Clone the repository:
git clone https://github.com/entropy-flux/Tannic.gitUse this for development — includes extra checks, assertions, and debug symbols for easier troubleshooting.
mkdir build && cd build
cmake .. -DCMAKE_BUILD_TYPE=Debug
make -j$(nproc)
ctest --output-on-failureUse this for deployment or benchmarking — builds with full compiler optimizations and without debug checks.
mkdir build && cd build
cmake .. -DCMAKE_BUILD_TYPE=Release
make -j$(nproc) Run the example provided in the main.cpp file.
set -e
cmake -S . -B build -DTANNIC_BUILD_MAIN=ON -DCMAKE_BUILD_TYPE=Debug
cmake --build build --parallel "$(nproc)"
./build/main#include <tannic.hpp>CUDA support is enabled by default if a compatible CUDA toolkit (12+) is detected during configuration. If no CUDA installation is found, Tannic will automatically fall back to a CPU‑only build. You can explicitly disable CUDA with:
cmake .. -DTANNIC_ENABLE_CUDA=OFF
Tannic is licensed under the Apache License, Version 2.0. See the LICENSE file for details.

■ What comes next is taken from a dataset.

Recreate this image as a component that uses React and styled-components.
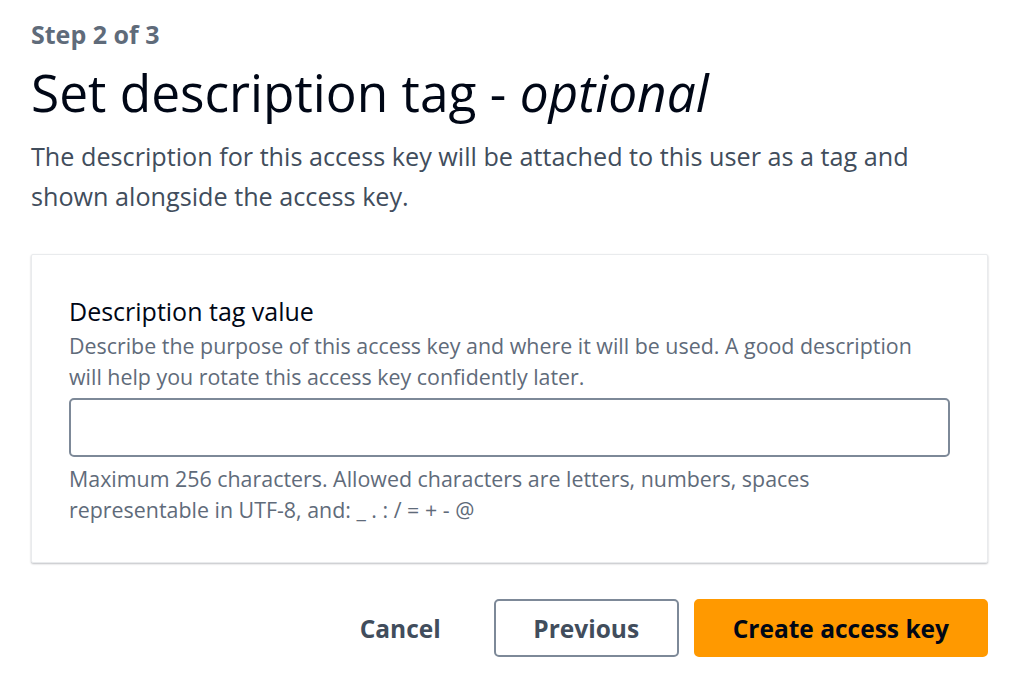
import React from "react";
import styled, { createGlobalStyle } from "styled-components";

const GlobalStyle = createGlobalStyle`
  body {
    margin: 0;
    background: #ffffff;
    font-family: "Open Sans", "Noto Sans", sans-serif;
    color: #000716;
  }
`;

const Page = styled.main`
  padding: 16px 36px 0 31px;
`;

const StepLabel = styled.div`
  font-size: 25px;
  font-weight: 700;
  line-height: 36px;
  color: #5f6b7a;
`;

const Title = styled.h1`
  margin: 6px 0 0;
  font-size: 51.4px;
  font-weight: 400;
  line-height: 68px;
  color: #000716;

  em {
    font-style: italic;
  }
`;

const Intro = styled.p`
  margin: 10px 0 0;
  font-size: 25.2px;
  line-height: 40px;
  color: #414d5c;
`;

const Container = styled.section`
  margin-top: 38px;
  padding: 40px 37px 37px;
  background: #ffffff;
  border: 1px solid #e9ebed;
  border-radius: 2px;
  box-shadow: 0 1px 2px rgba(0, 7, 22, 0.25);
`;

const Label = styled.label`
  display: block;
  margin-bottom: 3px;
  font-size: 25px;
  line-height: 32px;
  color: #000716;
`;

const Hint = styled.div`
  font-size: 21.4px;
  line-height: 31px;
  color: #5f6b7a;
`;

const Input = styled.input`
  display: block;
  box-sizing: border-box;
  width: 100%;
  height: 59px;
  margin: 6px 0 6px;
  padding: 0 16px;
  border: 2px solid #7d8998;
  border-radius: 5px;
  font: inherit;
  font-size: 21px;
  outline: none;
`;

const Actions = styled.div`
  display: flex;
  justify-content: flex-end;
  align-items: center;
  gap: 15px;
  margin-top: 36px;
`;

const Button = styled.button`
  box-sizing: border-box;
  height: 58px;
  padding: 0 ${(p) => (p.$variant === "link" ? "36px" : "37px")};
  border-radius: 5px;
  font-family: inherit;
  font-size: 24.5px;
  font-weight: 700;
  cursor: pointer;
  border: 2px solid
    ${(p) =>
      p.$variant === "normal" ? "#7d8998" : p.$variant === "primary" ? "#ff9900" : "transparent"};
  background: ${(p) => (p.$variant === "primary" ? "#ff9900" : "#ffffff")};
  color: ${(p) => (p.$variant === "primary" ? "#000716" : "#414d5c")};
  min-width: ${(p) => (p.$variant === "normal" ? "185px" : "auto")};
`;

export default function App() {
  return (
    <>
      <GlobalStyle />
      <Page>
        <StepLabel>Step 2 of 3</StepLabel>
        <Title>
          Set description tag - <em>optional</em>
        </Title>
        <Intro>
          The description for this access key will be attached to this user as a tag and
          <br />
          shown alongside the access key.
        </Intro>
        <Container>
          <Label htmlFor="desc-tag">Description tag value</Label>
          <Hint>
            Describe the purpose of this access key and where it will be used. A good description
            <br />
            will help you rotate this access key confidently later.
          </Hint>
          <Input id="desc-tag" type="text" />
          <Hint>
            Maximum 256 characters. Allowed characters are letters, numbers, spaces
            <br />
            representable in UTF-8, and: _ . : / = + - @
          </Hint>
        </Container>
        <Actions>
          <Button $variant="link">Cancel</Button>
          <Button $variant="normal">Previous</Button>
          <Button $variant="primary">Create access key</Button>
        </Actions>
      </Page>
    </>
  );
}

Contributions to Tannic are welcome! If you'd like to report bugs, request features, or submit pull requests, please follow these guidelines:
-
Fork the repository and create a new branch for your feature or bugfix.
-
Open a pull request describing your changes and their purpose.
Tannic is licensed under the Apache License 2.0, a permissive open-source license that allows you to use, modify, and distribute the code freely—even in commercial projects. The only thing I ask in return is proper credit to the project and its contributors.
Recognition helps the project grow and motivates continued development.
By contributing, you agree that your contributions will also be licensed under Apache 2.0 and that proper attribution is appreciated.